## PROMPT
Copy all of the material exactly. Pictures are not to appear in the copy.

**** DATA LINES

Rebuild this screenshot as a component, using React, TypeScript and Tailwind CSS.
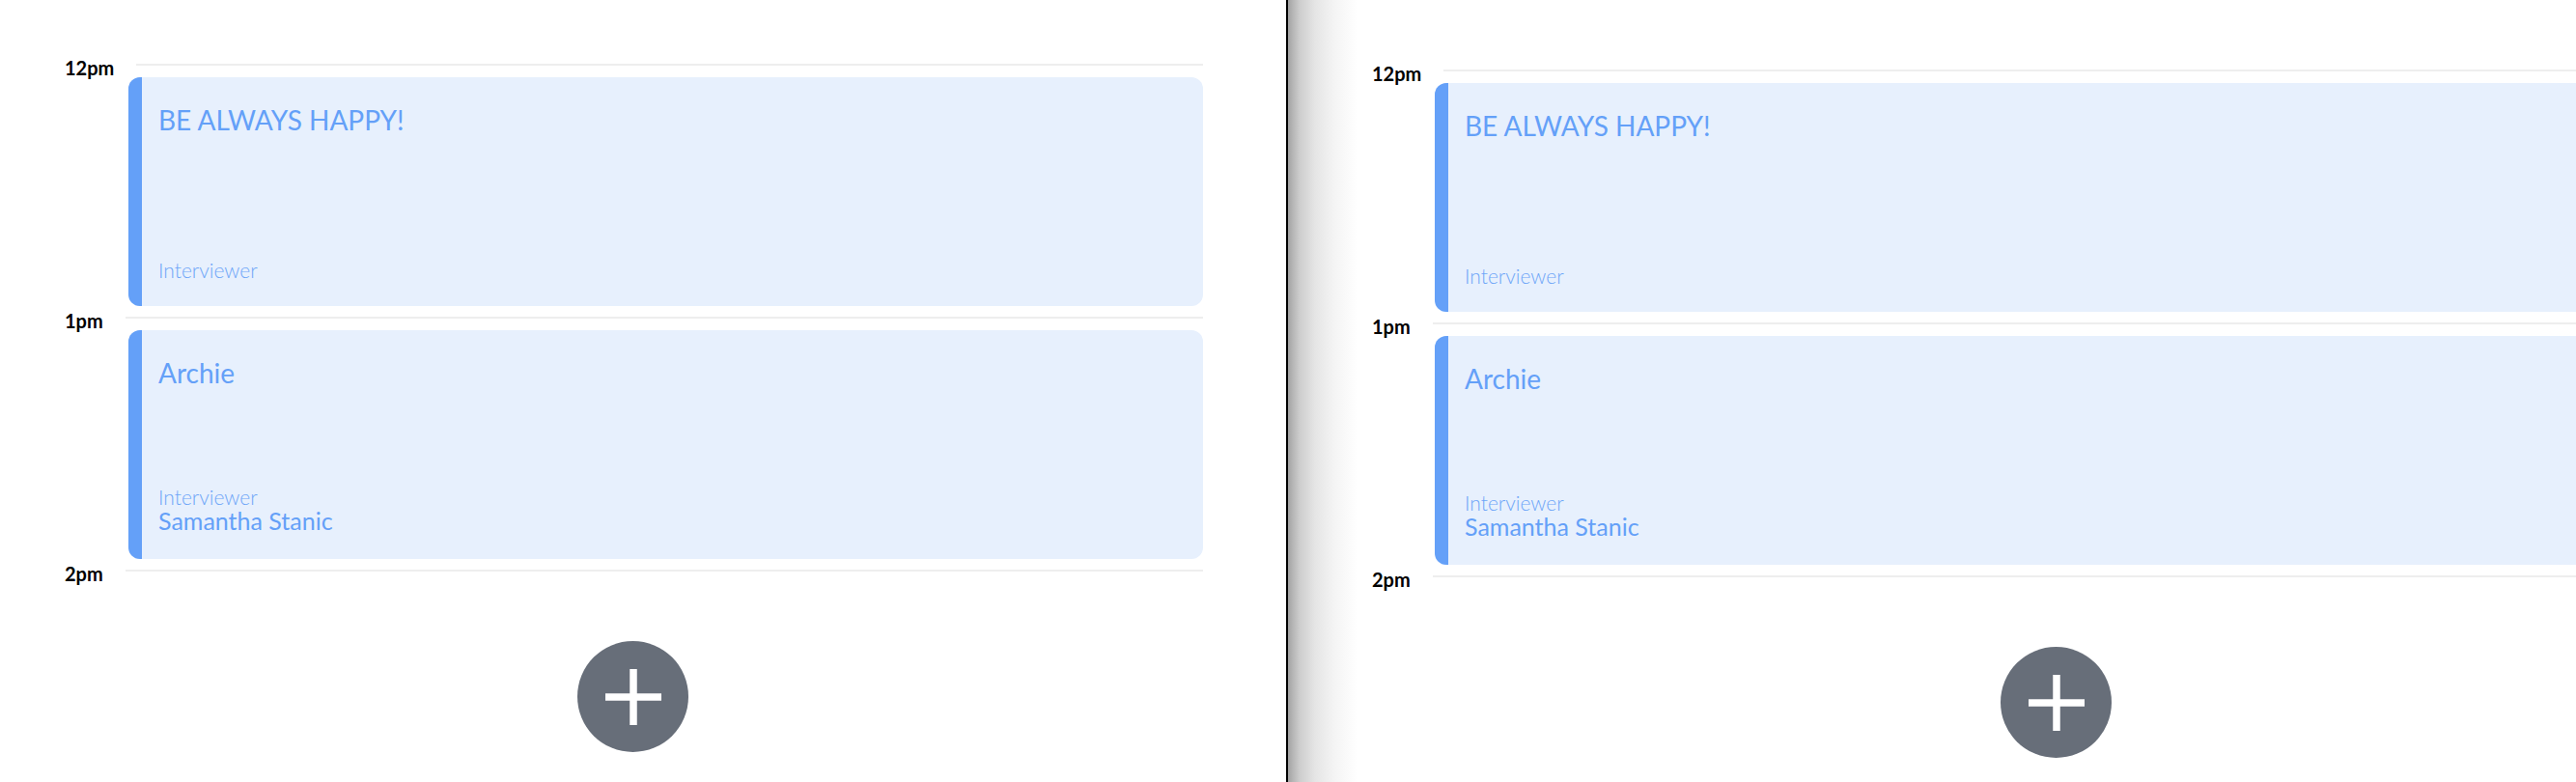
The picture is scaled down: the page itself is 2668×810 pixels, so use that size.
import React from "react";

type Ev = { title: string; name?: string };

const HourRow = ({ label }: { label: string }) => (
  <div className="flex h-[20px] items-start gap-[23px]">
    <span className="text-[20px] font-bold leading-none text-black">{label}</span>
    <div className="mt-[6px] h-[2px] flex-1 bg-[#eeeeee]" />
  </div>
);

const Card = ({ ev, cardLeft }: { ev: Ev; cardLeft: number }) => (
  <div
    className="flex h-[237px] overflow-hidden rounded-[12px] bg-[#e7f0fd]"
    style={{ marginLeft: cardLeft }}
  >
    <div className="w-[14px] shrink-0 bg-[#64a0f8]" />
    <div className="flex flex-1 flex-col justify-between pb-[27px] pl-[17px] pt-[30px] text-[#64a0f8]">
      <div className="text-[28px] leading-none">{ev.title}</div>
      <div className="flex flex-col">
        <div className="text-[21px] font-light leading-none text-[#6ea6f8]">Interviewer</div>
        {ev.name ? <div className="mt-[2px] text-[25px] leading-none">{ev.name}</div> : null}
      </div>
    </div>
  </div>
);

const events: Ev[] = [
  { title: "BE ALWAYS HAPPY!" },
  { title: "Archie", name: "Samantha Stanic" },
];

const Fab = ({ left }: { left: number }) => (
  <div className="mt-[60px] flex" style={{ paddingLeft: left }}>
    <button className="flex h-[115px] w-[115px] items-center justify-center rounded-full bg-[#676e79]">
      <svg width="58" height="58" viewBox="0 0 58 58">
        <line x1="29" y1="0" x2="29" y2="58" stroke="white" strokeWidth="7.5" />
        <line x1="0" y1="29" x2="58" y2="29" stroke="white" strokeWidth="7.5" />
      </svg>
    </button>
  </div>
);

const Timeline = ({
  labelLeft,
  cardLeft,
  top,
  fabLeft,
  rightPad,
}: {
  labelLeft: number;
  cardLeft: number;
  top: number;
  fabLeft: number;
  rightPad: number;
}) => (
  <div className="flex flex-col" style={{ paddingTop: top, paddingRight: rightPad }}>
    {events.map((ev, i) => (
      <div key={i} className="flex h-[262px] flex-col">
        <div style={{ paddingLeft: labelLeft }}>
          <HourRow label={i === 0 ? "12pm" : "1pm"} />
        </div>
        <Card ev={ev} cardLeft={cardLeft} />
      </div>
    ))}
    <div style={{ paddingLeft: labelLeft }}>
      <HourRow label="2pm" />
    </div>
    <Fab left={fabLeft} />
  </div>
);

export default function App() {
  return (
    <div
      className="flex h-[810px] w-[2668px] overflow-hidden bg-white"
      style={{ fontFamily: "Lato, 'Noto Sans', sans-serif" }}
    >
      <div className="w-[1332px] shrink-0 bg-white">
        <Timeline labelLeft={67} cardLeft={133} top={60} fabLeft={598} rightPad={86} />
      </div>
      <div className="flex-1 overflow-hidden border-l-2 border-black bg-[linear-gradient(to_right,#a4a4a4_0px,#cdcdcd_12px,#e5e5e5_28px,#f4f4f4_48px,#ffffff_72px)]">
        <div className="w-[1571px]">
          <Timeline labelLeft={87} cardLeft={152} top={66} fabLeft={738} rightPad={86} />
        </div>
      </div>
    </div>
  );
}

********

## WRITTEN SOLUTION
Rebuild this screenshot as a component, using React, TypeScript and Tailwind CSS.
The picture is scaled down: the page itself is 2668×810 pixels, so use that size.
import React from "react";

type Ev = { title: string; name?: string };

const HourRow = ({ label }: { label: string }) => (
  <div className="flex h-[20px] items-start gap-[23px]">
    <span className="text-[20px] font-bold leading-none text-black">{label}</span>
    <div className="mt-[6px] h-[2px] flex-1 bg-[#eeeeee]" />
  </div>
);

const Card = ({ ev, cardLeft }: { ev: Ev; cardLeft: number }) => (
  <div
    className="flex h-[237px] overflow-hidden rounded-[12px] bg-[#e7f0fd]"
    style={{ marginLeft: cardLeft }}
  >
    <div className="w-[14px] shrink-0 bg-[#64a0f8]" />
    <div className="flex flex-1 flex-col justify-between pb-[27px] pl-[17px] pt-[30px] text-[#64a0f8]">
      <div className="text-[28px] leading-none">{ev.title}</div>
      <div className="flex flex-col">
        <div className="text-[21px] font-light leading-none text-[#6ea6f8]">Interviewer</div>
        {ev.name ? <div className="mt-[2px] text-[25px] leading-none">{ev.name}</div> : null}
      </div>
    </div>
  </div>
);

const events: Ev[] = [
  { title: "BE ALWAYS HAPPY!" },
  { title: "Archie", name: "Samantha Stanic" },
];

const Fab = ({ left }: { left: number }) => (
  <div className="mt-[60px] flex" style={{ paddingLeft: left }}>
    <button className="flex h-[115px] w-[115px] items-center justify-center rounded-full bg-[#676e79]">
      <svg width="58" height="58" viewBox="0 0 58 58">
        <line x1="29" y1="0" x2="29" y2="58" stroke="white" strokeWidth="7.5" />
        <line x1="0" y1="29" x2="58" y2="29" stroke="white" strokeWidth="7.5" />
      </svg>
    </button>
  </div>
);

const Timeline = ({
  labelLeft,
  cardLeft,
  top,
  fabLeft,
  rightPad,
}: {
  labelLeft: number;
  cardLeft: number;
  top: number;
  fabLeft: number;
  rightPad: number;
}) => (
  <div className="flex flex-col" style={{ paddingTop: top, paddingRight: rightPad }}>
    {events.map((ev, i) => (
      <div key={i} className="flex h-[262px] flex-col">
        <div style={{ paddingLeft: labelLeft }}>
          <HourRow label={i === 0 ? "12pm" : "1pm"} />
        </div>
        <Card ev={ev} cardLeft={cardLeft} />
      </div>
    ))}
    <div style={{ paddingLeft: labelLeft }}>
      <HourRow label="2pm" />
    </div>
    <Fab left={fabLeft} />
  </div>
);

export default function App() {
  return (
    <div
      className="flex h-[810px] w-[2668px] overflow-hidden bg-white"
      style={{ fontFamily: "Lato, 'Noto Sans', sans-serif" }}
    >
      <div className="w-[1332px] shrink-0 bg-white">
        <Timeline labelLeft={67} cardLeft={133} top={60} fabLeft={598} rightPad={86} />
      </div>
      <div className="flex-1 overflow-hidden border-l-2 border-black bg-[linear-gradient(to_right,#a4a4a4_0px,#cdcdcd_12px,#e5e5e5_28px,#f4f4f4_48px,#ffffff_72px)]">
        <div className="w-[1571px]">
          <Timeline labelLeft={87} cardLeft={152} top={66} fabLeft={738} rightPad={86} />
        </div>
      </div>
    </div>
  );
}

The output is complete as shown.